De una interpretación muy parecida es la muerte de Dickens. Como se sabe bien, la historia del novelista inglés es la de una existencia dedicada a contar la vida del pobre, del sufridor, del desfavorecido. Gozó de fama y gloria como pocos escritores lo han hecho, y disfrutó sin duda de la riqueza y posición que la literatura le otorgó, pero sin dejar de mirar a la gente que no tiene tanta suerte y que arrastra sus cuerpos por la Tierra. Cuando Dickens murió, también se había retirado a una finca enorme en Kent. Se había separado de su mujer y andaba en un idilio delirante con su amante, Ellen Ternan. Una apoplejía se lo llevó cuando cenaba con su cuñada.
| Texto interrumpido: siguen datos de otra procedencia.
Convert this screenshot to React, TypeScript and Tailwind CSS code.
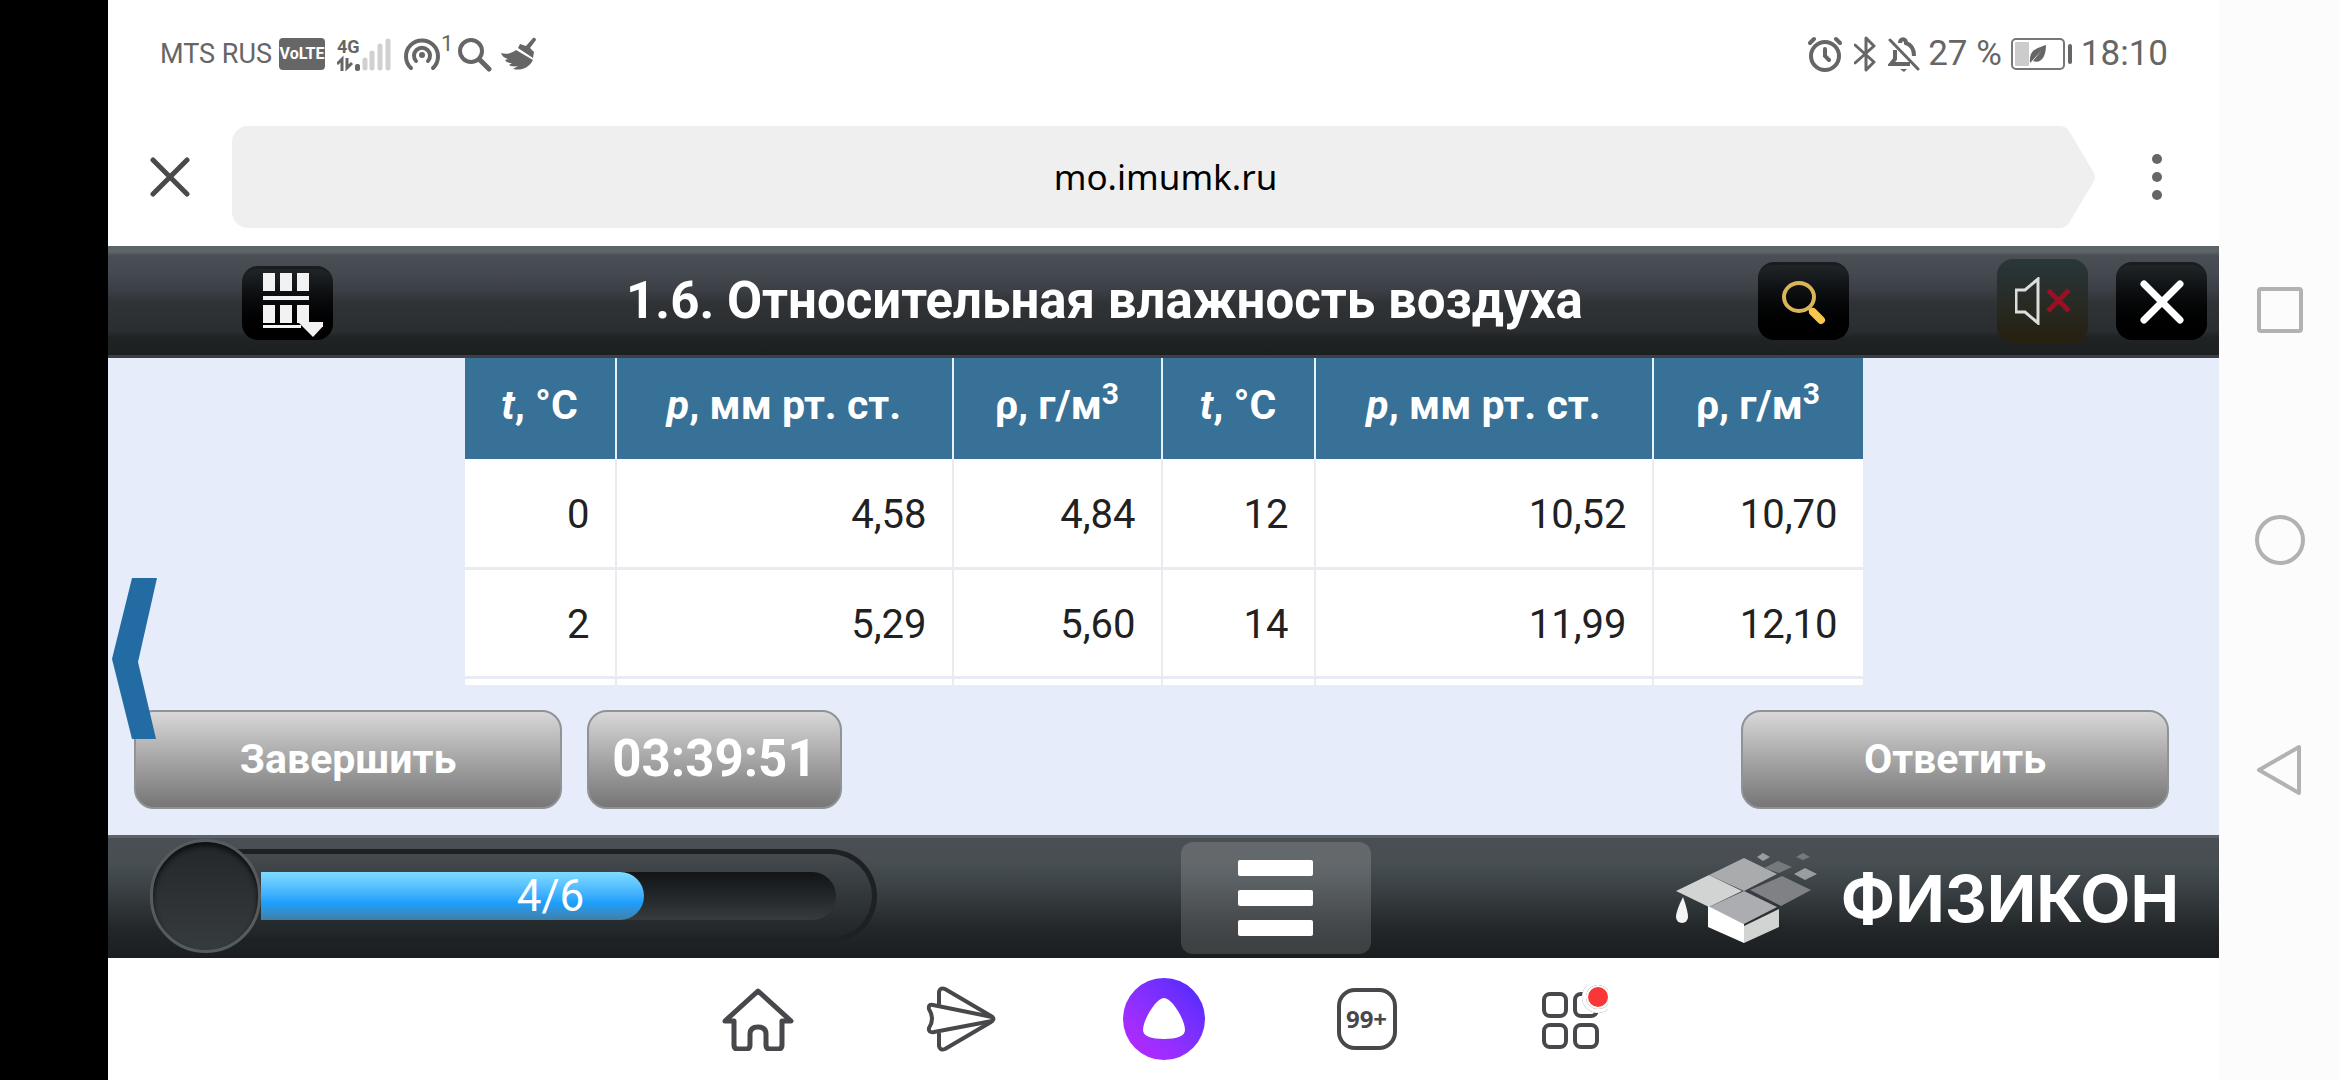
import { ReactNode } from 'react'
import { clsx } from 'clsx'

const columns = [
  { symbol: 't', unit: ', °C', italic: true, width: 'w-[151px]' },
  { symbol: 'p', unit: ', мм рт. ст.', italic: true, width: 'w-[337px]' },
  { symbol: 'ρ', unit: ', г/м', italic: false, sup: '3', width: 'w-[209px]' },
  { symbol: 't', unit: ', °C', italic: true, width: 'w-[153px]' },
  { symbol: 'p', unit: ', мм рт. ст.', italic: true, width: 'w-[338px]' },
  { symbol: 'ρ', unit: ', г/м', italic: false, sup: '3', width: 'w-[210px]' },
]

const rows = [
  ['0', '4,58', '4,84', '12', '10,52', '10,70'],
  ['2', '5,29', '5,60', '14', '11,99', '12,10'],
]

const progress = { current: 4, total: 6 }

function StatusBar() {
  return (
    <div className="flex h-[108px] items-center justify-between pl-[52px] pr-[51px] text-[#666666]">
      <div className="flex items-center">
        <span className="w-[119px] text-[27px] leading-8 whitespace-nowrap">MTS RUS</span>
        <span className="flex h-8 w-[46px] items-center justify-center rounded bg-[#666666] text-base leading-8 font-bold text-white">
          VoLTE
        </span>
        <svg className="ml-3 h-9 w-[54px]" viewBox="0 0 54 36" fill="none">
          <text x="0" y="17" fontFamily="Roboto, sans-serif" fontSize="18" fontWeight="700" fill="#666">
            4G
          </text>
          <path d="M0 28l5-5v12M10 22v10l5-5" stroke="#666" strokeWidth="3" />
          <rect x="18" y="28" width="5" height="7" rx="2" fill="#666" />
          <path d="M28 24v8M35 17v15M43 10v22M51 5v27" stroke="#d0d0d0" strokeWidth="5" strokeLinecap="round" />
        </svg>
        <svg className="ml-3 h-9 w-[38px]" viewBox="0 0 38 36" fill="none" stroke="#666" strokeWidth="4" strokeLinecap="round">
          <path d="M8 32a16 16 0 1 1 22 0" />
          <path d="M13 25a8 8 0 1 1 12 0" />
          <circle cx="19" cy="19" r="3" fill="#666" stroke="none" />
        </svg>
        <span className="mb-5 w-4 text-[22px] leading-6">1</span>
        <svg className="h-9 w-9" viewBox="0 0 36 36" fill="none" stroke="#666" strokeLinecap="round">
          <circle cx="14" cy="15" r="11" strokeWidth="4" />
          <path d="M23 24l9 9" strokeWidth="5" />
        </svg>
        <svg className="ml-2 h-9 w-9" viewBox="0 0 36 36" fill="#666">
          <path d="M0 17c6 2 11 0 15-3l17 10c-4 8-12 11-20 9l5-3c-4 1-8 0-9-1l3-2c-4 0-6-1-7-3l3-1c-4-1-6-3-7-6z" />
          <path d="M17 12l2-4 6 2 7-8c2-1 3 1 3 2l-6 8 4 4-1 6z" />
        </svg>
      </div>
      <div className="flex items-center">
        <svg className="h-9 w-[34px]" viewBox="0 0 34 36" fill="none" stroke="#666" strokeWidth="4" strokeLinecap="round">
          <circle cx="17" cy="20" r="14" />
          <path d="M2 7l4-4M32 7l-4-4M17 13v7l4 4" />
        </svg>
        <svg className="ml-3 h-9 w-[22px]" viewBox="0 0 22 36" fill="none" stroke="#666" strokeWidth="3" strokeLinejoin="round" strokeLinecap="round">
          <path d="M1 9l19 17-8 8V2l8 8L1 27" />
        </svg>
        <svg className="ml-3 h-9 w-8" viewBox="0 0 32 36" fill="none" stroke="#666" strokeWidth="4">
          <path d="M7 14v9l-4 5h19M12 7c0-5 6-5 6 0 6 2 8 6 8 13" />
          <path d="M2 4l28 29" strokeWidth="3" strokeLinecap="round" />
          <path d="M12 33h7l-3 3z" fill="#666" stroke="none" />
        </svg>
        <span className="ml-2 text-[35px] leading-10 whitespace-nowrap">27 %</span>
        <svg className="ml-2 h-[34px] w-[63px]" viewBox="0 0 63 34">
          <rect x="2" y="2" width="52" height="30" rx="4" fill="none" stroke="#777" strokeWidth="2" />
          <rect x="5" y="5" width="14" height="24" rx="1" fill="#ccc" />
          <rect x="58" y="7" width="4" height="20" rx="2" fill="#666" />
          <path d="M20 26c-1-12 4-14 16-18 0 12-5 19-13 16l9-11-11 12z" fill="#666" />
        </svg>
        <time className="ml-2 text-[35px] leading-10">18:10</time>
      </div>
    </div>
  )
}

function AddressBar() {
  return (
    <div className="flex h-[138px] items-center">
      <button aria-label="Закрыть вкладку" className="flex w-[124px] justify-center">
        <svg className="h-10 w-10" viewBox="0 0 40 40" fill="none" stroke="#4a4a4a" strokeWidth="5" strokeLinecap="round">
          <path d="M3 3l34 34M37 3L3 37" />
        </svg>
      </button>
      <button className="flex h-[102px] min-w-0 flex-1">
        <span className="h-full w-4 rounded-l-2xl bg-[#efefef]" />
        <span className="flex h-full flex-1 items-center justify-center bg-[#efefef] pl-6 font-['Noto_Sans',sans-serif] text-[35px] text-black">
          mo.imumk.ru
        </span>
        <svg className="h-full w-9" viewBox="0 0 36 102" fill="#efefef">
          <path d="M0 0Q7 0 10 5L35 47Q37 51 35 55L10 97Q7 102 0 102Z" />
        </svg>
      </button>
      <button aria-label="Меню" className="flex w-[124px] flex-col items-center gap-2">
        <span className="size-[10px] rounded-full bg-[#666666]" />
        <span className="size-[10px] rounded-full bg-[#666666]" />
        <span className="size-[10px] rounded-full bg-[#666666]" />
      </button>
    </div>
  )
}

interface ToolButtonProps {
  label: string
  className?: string
  children: ReactNode
}

function ToolButton({ label, className, children }: ToolButtonProps) {
  return (
    <button
      aria-label={label}
      className={clsx('flex w-[91px] shrink-0 items-center justify-center rounded-2xl', className)}
    >
      {children}
    </button>
  )
}

const darkButton = 'border-t-3 border-[#191d20] bg-linear-to-b from-[#202528] to-black'

function LessonHeader() {
  return (
    <header className="flex h-[112px] items-center border-b-3 border-[#3c4046] bg-[linear-gradient(#5c6367,#5f666a_5%,#4a4f56_9%,#454950_24%,#3c4046_40%,#2f3336_52%,#2a2e31_78%,#1f2324_84%,#1c2021)] pr-3 pl-[134px]">
      <ToolButton label="Содержание" className={clsx('mt-1 h-[74px]', darkButton)}>
        <svg className="h-[66px] w-[70px]" viewBox="0 0 70 66" fill="#f2f2f2">
          <path d="M10 2h12v18H10zM27 2h12v18H27zM44 2h12v18H44zM10 25h46v4H10zM10 34h12v18H10zM27 34h12v18H27zM44 34h12v18H44zM10 54h38v3H10z" />
          <path d="M45 51h29L60 66z" />
        </svg>
      </ToolButton>
      <h1 className="flex-1 pl-[118px] text-center text-[51px] leading-none font-bold whitespace-nowrap text-white">
        1.6. Относительная влажность воздуха
      </h1>
      <ToolButton label="Поиск" className={clsx('h-[78px]', darkButton)}>
        <svg className="size-[46px]" viewBox="0 0 46 46" fill="none" strokeLinecap="round">
          <ellipse cx="18" cy="18" rx="15" ry="14" stroke="#d9b45a" strokeWidth="4" />
          <path d="M28 29l3 3" stroke="#d9b45a" strokeWidth="4" />
          <path d="M32 33l8 8" stroke="#f7c650" strokeWidth="8" />
        </svg>
      </ToolButton>
      <ToolButton label="Звук выключен" className="ml-[148px] h-[84px] bg-linear-to-b from-[#29363b] to-[#26200f]">
        <svg className="h-12 w-14" viewBox="0 0 56 48" fill="none">
          <path d="M1 13h9L23 2v44L10 35H1z" stroke="#dddddd" strokeWidth="3" />
          <path d="M33 13l21 21M54 13L33 34" stroke="#9c0f22" strokeWidth="5" />
        </svg>
      </ToolButton>
      <ToolButton label="Закрыть" className={clsx('ml-7 h-[78px]', darkButton)}>
        <svg className="h-11 w-11" viewBox="0 0 44 44" fill="none" stroke="#fff" strokeWidth="7" strokeLinecap="round">
          <path d="M4 4l36 36M40 4L4 40" />
        </svg>
      </ToolButton>
    </header>
  )
}

function VapourTable() {
  return (
    <div className="mx-auto h-[327px] w-[1398px] overflow-hidden bg-white">
      <table className="w-full table-fixed border-collapse text-[40px] leading-[48px]">
        <thead>
          <tr className="h-[101px] bg-[#387197] text-white">
            {columns.map((col, i) => (
              <th key={i} scope="col" className={clsx('pb-2 text-center text-[41px] font-bold whitespace-nowrap not-last:border-r-2 not-last:border-[#e6f2fb]', col.width)}>
                <span className={clsx(col.italic && 'italic')}>{col.symbol}</span>
                {col.unit}
                {col.sup && <sup className="text-[30px]">{col.sup}</sup>}
              </th>
            ))}
          </tr>
        </thead>
        <tbody>
          {rows.map((row) => (
            <tr key={row[0]} className="h-[109px] border-b-3 border-[#e9ebf1] text-[#212121]">
              {row.map((value, i) => (
                <td key={i} className="pt-1 pr-[25px] text-right not-last:border-r-2 not-last:border-[#e9ebf1]">
                  {value}
                </td>
              ))}
            </tr>
          ))}
          <tr className="h-2">
            {columns.map((_, i) => (
              <td key={i} className="not-last:border-r-2 not-last:border-[#e9ebf1]" />
            ))}
          </tr>
        </tbody>
      </table>
    </div>
  )
}

const greyButton =
  'flex h-[99px] items-center justify-center rounded-[20px] border-2 border-[#909296] bg-linear-to-b from-[#d8d8d8] to-[#767676] font-bold text-white'

function LessonContent() {
  return (
    <section className="relative h-[477px] bg-[#e7ecfa]">
      <VapourTable />
      <div className="flex items-center gap-[25px] pt-[25px] pr-[50px] pl-[26px]">
        <button className={clsx(greyButton, 'w-[428px] text-[41px]')}>Завершить</button>
        <div role="timer" className={clsx(greyButton, 'w-[255px] text-[51px]')}>
          03:39:51
        </div>
        <button className={clsx(greyButton, 'ml-auto w-[428px] text-[41px]')}>Ответить</button>
      </div>
      <button aria-label="Назад" className="absolute top-[220px] left-1">
        <svg className="h-[161px] w-[45px]" viewBox="0 0 45 161" fill="#226ca3">
          <path d="M20 0h25L26 84l18 77H20L0 81z" />
        </svg>
      </button>
    </section>
  )
}

function ProgressMeter() {
  return (
    <div className="mb-1 flex items-center">
      <div className="z-10 h-[114px] w-[111px] shrink-0 rounded-full border-3 border-[#555b5e] bg-linear-to-b from-[#23272a] to-[#363b3e] shadow-[inset_0_4px_5px_#0d0f10]" />
      <div className="-ml-10 flex h-[94px] w-[656px] items-center rounded-r-full border-5 border-l-0 border-[#1d2123] bg-linear-to-b from-[#454b4f] to-[#202426] pl-10">
        <div
          role="progressbar"
          aria-label="Выполнено"
          aria-valuenow={progress.current}
          aria-valuemax={progress.total}
          className="h-12 w-[575px] rounded-r-full bg-linear-to-b from-[#121416] to-[#363b3e]"
        >
          <div
            className="flex h-full items-center justify-end rounded-r-full bg-linear-to-b from-[#7fdcff] via-[#1a9efa] via-65% to-[#3f7fa8] pr-[60px] text-[44px] leading-none text-white"
            style={{ width: `${(progress.current / progress.total) * 100}%` }}
          >
            {progress.current}/{progress.total}
          </div>
        </div>
      </div>
    </div>
  )
}

function Logo() {
  return (
    <div className="flex items-center gap-6">
      <svg className="h-[90px] w-[142px]" viewBox="0 0 142 90">
        <path d="M1 38L34 22 67 38 34 54z" fill="#d2d4d4" />
        <path d="M34 22L69 5 102 21 69 38z" fill="#a9abad" />
        <path d="M34 54L69 38 102 54 69 71z" fill="#abadb0" />
        <path d="M75 37L107 23 136 37 106 53z" fill="#7f8184" />
        <path d="M33 53L69 71V90L33 74z" fill="#ffffff" />
        <path d="M69 73L104 56V74L69 90z" fill="#d2d4d4" />
        <path d="M8 44Q13 58 13 64A6 6 0 0 1 1 64Q1 58 8 44z" fill="#f4f4f4" />
        <path d="M89 15L103 8 117 14 104 20z" fill="#75797c" />
        <path d="M82 4L88 0 95 4 88 8zM119 21L130 15 142 21 130 27z" fill="#9a9da0" />
        <path d="M121 4L128 0 135 4 128 7z" fill="#75797c" />
      </svg>
      <span className="font-['Inter',sans-serif] text-[65px] leading-none font-bold text-white">ФИЗИКОН</span>
    </div>
  )
}

function LessonFooter() {
  return (
    <footer className="flex h-[123px] items-center justify-between border-t-3 border-[#5c6368] bg-[linear-gradient(#4a4f55,#484e52_20%,#3f464a_35%,#2f3437_58%,#23272a_75%,#1a1e20)] pr-10 pl-[42px]">
      <ProgressMeter />
      <button aria-label="Меню урока" className="flex h-[112px] w-[190px] flex-col items-center justify-center gap-[14px] rounded-xl bg-white/15">
        <span className="h-4 w-[75px] rounded-xs bg-white" />
        <span className="h-4 w-[75px] rounded-xs bg-white" />
        <span className="h-4 w-[75px] rounded-xs bg-white" />
      </button>
      <Logo />
    </footer>
  )
}

interface TabProps {
  label: string
  children: ReactNode
}

function Tab({ label, children }: TabProps) {
  return (
    <button aria-label={label} className="flex h-[122px] w-[203px] items-center justify-center">
      {children}
    </button>
  )
}

function BrowserTabs() {
  return (
    <nav className="flex justify-center">
      <Tab label="Домой">
        <svg className="h-16 w-[72px]" viewBox="0 0 72 64" fill="none" stroke="#48484c" strokeWidth="5" strokeLinejoin="round" strokeLinecap="round">
          <path d="M12 34H3L36 4l33 30h-9v24q0 4-4 4h-8q-4 0-4-4V47q0-7-8-7t-8 7v11q0 4-4 4h-8q-4 0-4-4z" />
        </svg>
      </Tab>
      <Tab label="Отправить">
        <svg className="h-[66px] w-[70px]" viewBox="0 0 70 66" fill="none" stroke="#48484c" strokeWidth="4" strokeLinejoin="round" strokeLinecap="round">
          <path d="M13 18V6q1-5 6-3l46 27q5 3 0 6L19 63q-5 2-6-3V48" />
          <path d="M66 31L7 19q-5-1-4 4 6 10 0 19-1 5 5 4L66 35" />
        </svg>
      </Tab>
      <Tab label="Алиса">
        <span className="flex size-[82px] items-center justify-center rounded-full bg-linear-to-tr from-[#bf22fd] to-[#4a26ff]">
          <svg className="h-[42px] w-[42px]" viewBox="0 0 42 42" fill="#fff">
            <path d="M21 0C29 0 42 22 42 32C42 38 34 41 21 41S0 38 0 32C0 22 13 0 21 0Z" />
          </svg>
        </span>
      </Tab>
      <Tab label="Вкладки">
        <span className="flex h-[62px] w-[60px] items-center justify-center rounded-[18px] border-4 border-[#48484c] font-['Noto_Sans',sans-serif] text-2xl font-bold text-[#48484c]">
          99+
        </span>
      </Tab>
      <Tab label="Сервисы">
        <svg className="h-[68px] w-[76px]" viewBox="0 0 76 68" fill="none" stroke="#48484c" strokeWidth="4">
          <rect x="12" y="9" width="22" height="22" rx="6" />
          <rect x="43" y="9" width="22" height="22" rx="6" />
          <rect x="12" y="40" width="22" height="22" rx="6" />
          <rect x="43" y="40" width="22" height="22" rx="6" />
          <circle cx="66" cy="12" r="14" fill="#fff" />
          <circle cx="66" cy="12" r="14" stroke="#fff" />
          <circle cx="66" cy="12" r="10" fill="#fa3737" stroke="none" />
        </svg>
      </Tab>
    </nav>
  )
}

function SystemNav() {
  return (
    <nav className="flex w-[121px] shrink-0 flex-col items-center justify-center gap-[178px] bg-[#fcfcfc]">
      <button aria-label="Недавние">
        <svg className="size-[52px]" viewBox="0 0 52 52" fill="none" stroke="#b2b2b2" strokeWidth="4">
          <rect x="5" y="5" width="42" height="42" rx="2" />
        </svg>
      </button>
      <button aria-label="Главный экран">
        <svg className="size-[52px]" viewBox="0 0 52 52" fill="none" stroke="#b2b2b2" strokeWidth="4">
          <circle cx="26" cy="26" r="23" />
        </svg>
      </button>
      <button aria-label="Назад">
        <svg className="size-[52px]" viewBox="0 0 52 52" fill="none" stroke="#b2b2b2" strokeWidth="4" strokeLinejoin="round">
          <path d="M45 3v46L5 26z" />
        </svg>
      </button>
    </nav>
  )
}

export default function App() {
  return (
    <div className="flex min-h-screen bg-black font-['Roboto',sans-serif]">
      <div className="w-[108px] shrink-0 bg-black" />
      <main className="flex min-w-0 flex-1 flex-col bg-white">
        <StatusBar />
        <AddressBar />
        <LessonHeader />
        <LessonContent />
        <LessonFooter />
        <BrowserTabs />
      </main>
      <SystemNav />
    </div>
  )
}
La frase que regaló antes de morir fue un grito de vuelta a lo mínimo, al humilde origen de toda vida: «¡Al suelo, al suelo!», pudo ser lo último que dijo, como si quisiera que su cuerpo mil veces laureado y consentido volviese a encontrar la verdadera tierra. Dickens intentó por todos los medios que se le enterrase de una manera modesta. En su testamento se pueden leer detalles al respecto. Aun siendo un documento legal, en la pluma del gran Dickens puede leerse como gran literatura: «Que se me entierre de manera económica, sin ostentación y de una forma estrictamente privada; que no se anuncie públicamente la hora ni el lugar de mi entierro; que no se empleen más de tres carruajes de luto sencillos; y que los que asistan a mi funeral no lleven pañuelo, manto, moño negro, sombrero de banda ancha u otro absurdo tan repugnante».
Díganme si no es un exceso romántico que Goethe muriese pidiendo «¡Más luz!». Si no es muy voltariano que Voltaire dijera antes de expirar: «Ahora, buen amigo, no hay tiempo para hacer enemigos». Parece un fragmento de Cándido. Bernard Shaw se preocupaba por los géneros dramáticos al exhalar el último aliento: «Morir es fácil. La comedia es difícil». Oscar Wilde se esforzó por reunir en una frase pose dandi, esteticismo y tono del gran aforista que era. Tenía ingenio de sobra para conseguirlo, así que nos regaló ese: «O se va ese papel pintado, o lo hago yo». James Joyce esbozó en el lecho de muerte la que será su gran condena como autor: la incomprensión. Parecía entender que su Ulises se convertiría en la novela más empezada y menos acabada de la historia de la literatura cuando ofreció estas últimas palabras: «¿Nadie entiende?». Entran ganas de responder que, al menos yo, no le entiendo, y que formo parte con orgullo del selecto club de los que piensan que el Ulises es un galimatías sin más legado que su dificultad.
Así que, querido lector, si se sabe o cree buen artista, ya puede ir pensando en unas últimas palabras bien elegidas, que hagan justicia a su biografía y que, sobre todo, conformen una pincelada postrera a la gran obra de su vida. O diga cualquier cosa pero asegúrese de que sus albaceas y seguidores difundan la mejor de las sentencias finales en este género.